March 08, 2017 01:30 AM

March 06, 2017

Kernel Podcast: Kernel Podcast for March 6th, 2017

Audiohttp://traffic.libsyn.com/jcm/20170306.mp3

In this week’s kernel podcast: Linus Torvalds announces Linux 4.11-rc1, rants about folks not correctly leveraging linux-next, the remainder of this cycle’s merge window pulls, and announcements concerning end of life for some features.

Linus Torvalds announced Linux 4.11-rc1, noting that “two weeks have passed, the merge window is over, and 4.11 has been tagged and pushed out.” He notes that the latest kernel cycle is set to be “on the smallish side”, but that is only in comparison with the most recent two cycles, which have been significantly larger than typical. He notes that 4.11 has a similar number of commits to 4.1, 4.3, 4.5, and 4.7 before it. With the release of 4.11-rc1 comes the closing of the “merge window” (defined by it, the period of time during which disruptive changes are allowed into the kernel prior to RC).

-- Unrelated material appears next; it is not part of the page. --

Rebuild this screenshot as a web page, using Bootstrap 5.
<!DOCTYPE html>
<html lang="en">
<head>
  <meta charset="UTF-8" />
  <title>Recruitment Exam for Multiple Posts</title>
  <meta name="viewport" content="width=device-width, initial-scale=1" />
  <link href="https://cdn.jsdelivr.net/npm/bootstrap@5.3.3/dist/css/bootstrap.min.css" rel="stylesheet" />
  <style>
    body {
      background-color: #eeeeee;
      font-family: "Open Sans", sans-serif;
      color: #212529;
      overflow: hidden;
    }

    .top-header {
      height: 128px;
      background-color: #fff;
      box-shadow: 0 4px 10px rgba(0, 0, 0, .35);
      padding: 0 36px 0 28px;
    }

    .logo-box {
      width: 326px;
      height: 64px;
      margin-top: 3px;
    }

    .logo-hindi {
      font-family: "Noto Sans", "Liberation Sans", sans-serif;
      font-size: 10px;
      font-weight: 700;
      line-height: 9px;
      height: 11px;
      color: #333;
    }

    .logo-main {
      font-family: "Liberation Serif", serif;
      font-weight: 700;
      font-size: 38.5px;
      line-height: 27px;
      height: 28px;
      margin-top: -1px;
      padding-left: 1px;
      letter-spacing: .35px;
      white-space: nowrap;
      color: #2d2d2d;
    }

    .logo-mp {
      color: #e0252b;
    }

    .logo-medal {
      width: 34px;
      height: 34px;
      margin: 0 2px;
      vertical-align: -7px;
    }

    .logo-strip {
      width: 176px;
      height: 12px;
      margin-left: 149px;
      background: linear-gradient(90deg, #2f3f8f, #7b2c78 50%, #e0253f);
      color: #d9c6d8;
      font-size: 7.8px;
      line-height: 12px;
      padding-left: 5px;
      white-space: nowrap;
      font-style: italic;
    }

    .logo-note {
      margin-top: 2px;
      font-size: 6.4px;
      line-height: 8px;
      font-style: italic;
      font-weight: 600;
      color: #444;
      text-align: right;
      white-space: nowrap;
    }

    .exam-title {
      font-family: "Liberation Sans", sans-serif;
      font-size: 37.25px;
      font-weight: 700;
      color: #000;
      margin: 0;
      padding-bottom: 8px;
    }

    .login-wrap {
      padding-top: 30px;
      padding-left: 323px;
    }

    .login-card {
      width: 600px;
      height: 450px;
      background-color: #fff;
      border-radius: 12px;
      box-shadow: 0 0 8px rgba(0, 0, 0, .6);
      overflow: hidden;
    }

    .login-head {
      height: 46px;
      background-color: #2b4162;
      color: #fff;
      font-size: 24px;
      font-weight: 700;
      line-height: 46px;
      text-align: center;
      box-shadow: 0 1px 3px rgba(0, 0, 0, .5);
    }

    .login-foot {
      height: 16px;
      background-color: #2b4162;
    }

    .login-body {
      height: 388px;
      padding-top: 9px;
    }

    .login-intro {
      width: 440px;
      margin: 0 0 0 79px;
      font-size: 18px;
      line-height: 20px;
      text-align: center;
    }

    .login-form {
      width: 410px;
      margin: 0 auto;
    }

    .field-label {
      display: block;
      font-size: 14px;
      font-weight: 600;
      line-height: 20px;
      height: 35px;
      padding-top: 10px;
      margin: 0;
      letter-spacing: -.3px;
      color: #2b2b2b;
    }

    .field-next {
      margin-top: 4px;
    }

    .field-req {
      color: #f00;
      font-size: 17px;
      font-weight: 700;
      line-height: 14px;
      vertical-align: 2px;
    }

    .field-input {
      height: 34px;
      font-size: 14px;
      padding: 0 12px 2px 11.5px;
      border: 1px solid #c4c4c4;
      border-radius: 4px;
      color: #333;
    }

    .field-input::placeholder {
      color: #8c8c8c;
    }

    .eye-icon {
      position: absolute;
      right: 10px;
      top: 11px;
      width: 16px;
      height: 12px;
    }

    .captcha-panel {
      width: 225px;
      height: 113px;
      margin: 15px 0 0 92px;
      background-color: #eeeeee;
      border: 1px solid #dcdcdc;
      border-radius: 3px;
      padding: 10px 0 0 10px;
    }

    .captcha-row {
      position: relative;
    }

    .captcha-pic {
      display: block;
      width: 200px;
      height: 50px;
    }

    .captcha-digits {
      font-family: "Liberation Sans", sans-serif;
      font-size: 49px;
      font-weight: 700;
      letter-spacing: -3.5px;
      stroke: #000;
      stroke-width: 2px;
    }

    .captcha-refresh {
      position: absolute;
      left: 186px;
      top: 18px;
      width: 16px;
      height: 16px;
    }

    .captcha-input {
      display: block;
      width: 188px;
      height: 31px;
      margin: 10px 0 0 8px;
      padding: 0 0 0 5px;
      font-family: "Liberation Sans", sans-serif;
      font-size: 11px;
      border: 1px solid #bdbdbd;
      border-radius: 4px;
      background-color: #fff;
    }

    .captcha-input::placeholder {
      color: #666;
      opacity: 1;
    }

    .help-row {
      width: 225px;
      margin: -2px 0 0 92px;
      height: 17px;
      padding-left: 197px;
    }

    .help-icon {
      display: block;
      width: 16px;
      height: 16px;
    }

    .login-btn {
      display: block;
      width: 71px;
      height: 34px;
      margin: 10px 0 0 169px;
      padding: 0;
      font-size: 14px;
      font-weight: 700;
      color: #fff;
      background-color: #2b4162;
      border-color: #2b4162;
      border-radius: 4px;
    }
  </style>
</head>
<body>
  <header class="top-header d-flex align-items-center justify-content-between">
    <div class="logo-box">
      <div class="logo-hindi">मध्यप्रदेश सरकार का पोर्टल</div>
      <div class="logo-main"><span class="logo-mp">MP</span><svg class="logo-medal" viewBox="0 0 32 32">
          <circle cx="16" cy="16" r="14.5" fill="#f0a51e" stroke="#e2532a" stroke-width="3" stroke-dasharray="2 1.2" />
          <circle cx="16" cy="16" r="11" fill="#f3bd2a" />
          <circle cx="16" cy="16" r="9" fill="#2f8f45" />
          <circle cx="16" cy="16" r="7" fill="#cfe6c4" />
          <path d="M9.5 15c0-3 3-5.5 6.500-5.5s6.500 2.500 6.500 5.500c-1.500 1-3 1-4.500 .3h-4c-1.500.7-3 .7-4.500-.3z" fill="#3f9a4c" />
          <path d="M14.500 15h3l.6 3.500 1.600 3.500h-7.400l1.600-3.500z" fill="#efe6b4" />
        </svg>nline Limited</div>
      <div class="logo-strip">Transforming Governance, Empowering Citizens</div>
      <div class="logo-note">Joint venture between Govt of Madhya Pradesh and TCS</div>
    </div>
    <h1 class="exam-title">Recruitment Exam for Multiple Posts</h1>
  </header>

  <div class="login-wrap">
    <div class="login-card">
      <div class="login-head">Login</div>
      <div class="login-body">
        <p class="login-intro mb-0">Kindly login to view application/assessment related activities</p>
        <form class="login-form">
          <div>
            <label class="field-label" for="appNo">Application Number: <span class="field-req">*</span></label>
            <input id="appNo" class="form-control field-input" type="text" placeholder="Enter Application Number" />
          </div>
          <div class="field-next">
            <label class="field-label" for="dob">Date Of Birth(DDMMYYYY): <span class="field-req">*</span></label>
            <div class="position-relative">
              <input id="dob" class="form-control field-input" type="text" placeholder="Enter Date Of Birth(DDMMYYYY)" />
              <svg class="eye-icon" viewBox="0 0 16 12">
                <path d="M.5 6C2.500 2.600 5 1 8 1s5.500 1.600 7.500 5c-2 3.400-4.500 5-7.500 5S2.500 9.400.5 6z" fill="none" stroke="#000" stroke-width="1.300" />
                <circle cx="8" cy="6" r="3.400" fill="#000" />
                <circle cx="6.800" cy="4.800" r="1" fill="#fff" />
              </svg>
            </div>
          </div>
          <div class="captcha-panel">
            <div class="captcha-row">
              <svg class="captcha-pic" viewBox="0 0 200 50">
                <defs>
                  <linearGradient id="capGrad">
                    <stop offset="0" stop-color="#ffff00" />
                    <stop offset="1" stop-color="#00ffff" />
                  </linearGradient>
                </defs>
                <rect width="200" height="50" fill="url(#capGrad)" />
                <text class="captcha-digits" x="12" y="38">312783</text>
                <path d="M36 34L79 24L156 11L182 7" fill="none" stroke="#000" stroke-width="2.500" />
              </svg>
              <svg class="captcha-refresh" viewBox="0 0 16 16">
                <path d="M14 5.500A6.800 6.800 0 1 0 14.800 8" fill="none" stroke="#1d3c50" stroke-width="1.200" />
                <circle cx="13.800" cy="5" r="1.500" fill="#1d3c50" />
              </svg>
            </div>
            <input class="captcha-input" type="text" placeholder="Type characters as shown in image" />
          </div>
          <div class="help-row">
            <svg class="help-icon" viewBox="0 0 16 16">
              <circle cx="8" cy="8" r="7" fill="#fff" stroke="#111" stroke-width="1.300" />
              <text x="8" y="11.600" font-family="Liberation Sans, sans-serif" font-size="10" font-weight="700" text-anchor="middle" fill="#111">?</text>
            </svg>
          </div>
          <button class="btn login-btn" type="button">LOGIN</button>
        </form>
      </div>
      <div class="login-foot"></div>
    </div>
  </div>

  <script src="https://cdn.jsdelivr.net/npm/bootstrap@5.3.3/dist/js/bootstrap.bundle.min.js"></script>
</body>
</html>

We covered most of the major pulls for 4.11 in last week’s podcast. But there were a few more stragglers. Here’s a sample of those:

J. Bruce Fields posted “nfsd changes for 4.11” which included two semantic changes: NFS security labels are “now off by default” and a “new security_label export flag reenables it per export” since this “only makes sense if all your clients and servers have similar enough selinux policies”. Secondly, NFSv4/UDP support is off because “It was never really supported, and the spec explicitly forbids it. We only ever left it on out of laziness; thanks to Jeff Layton for finally fixing that.”

Anna Schumaker followed up a little later with “Please pull NFS client changes for Linux 4.11”, which includes a memory leak in “_nfs4_open_and_get_state”, as well as various other fixes and new features.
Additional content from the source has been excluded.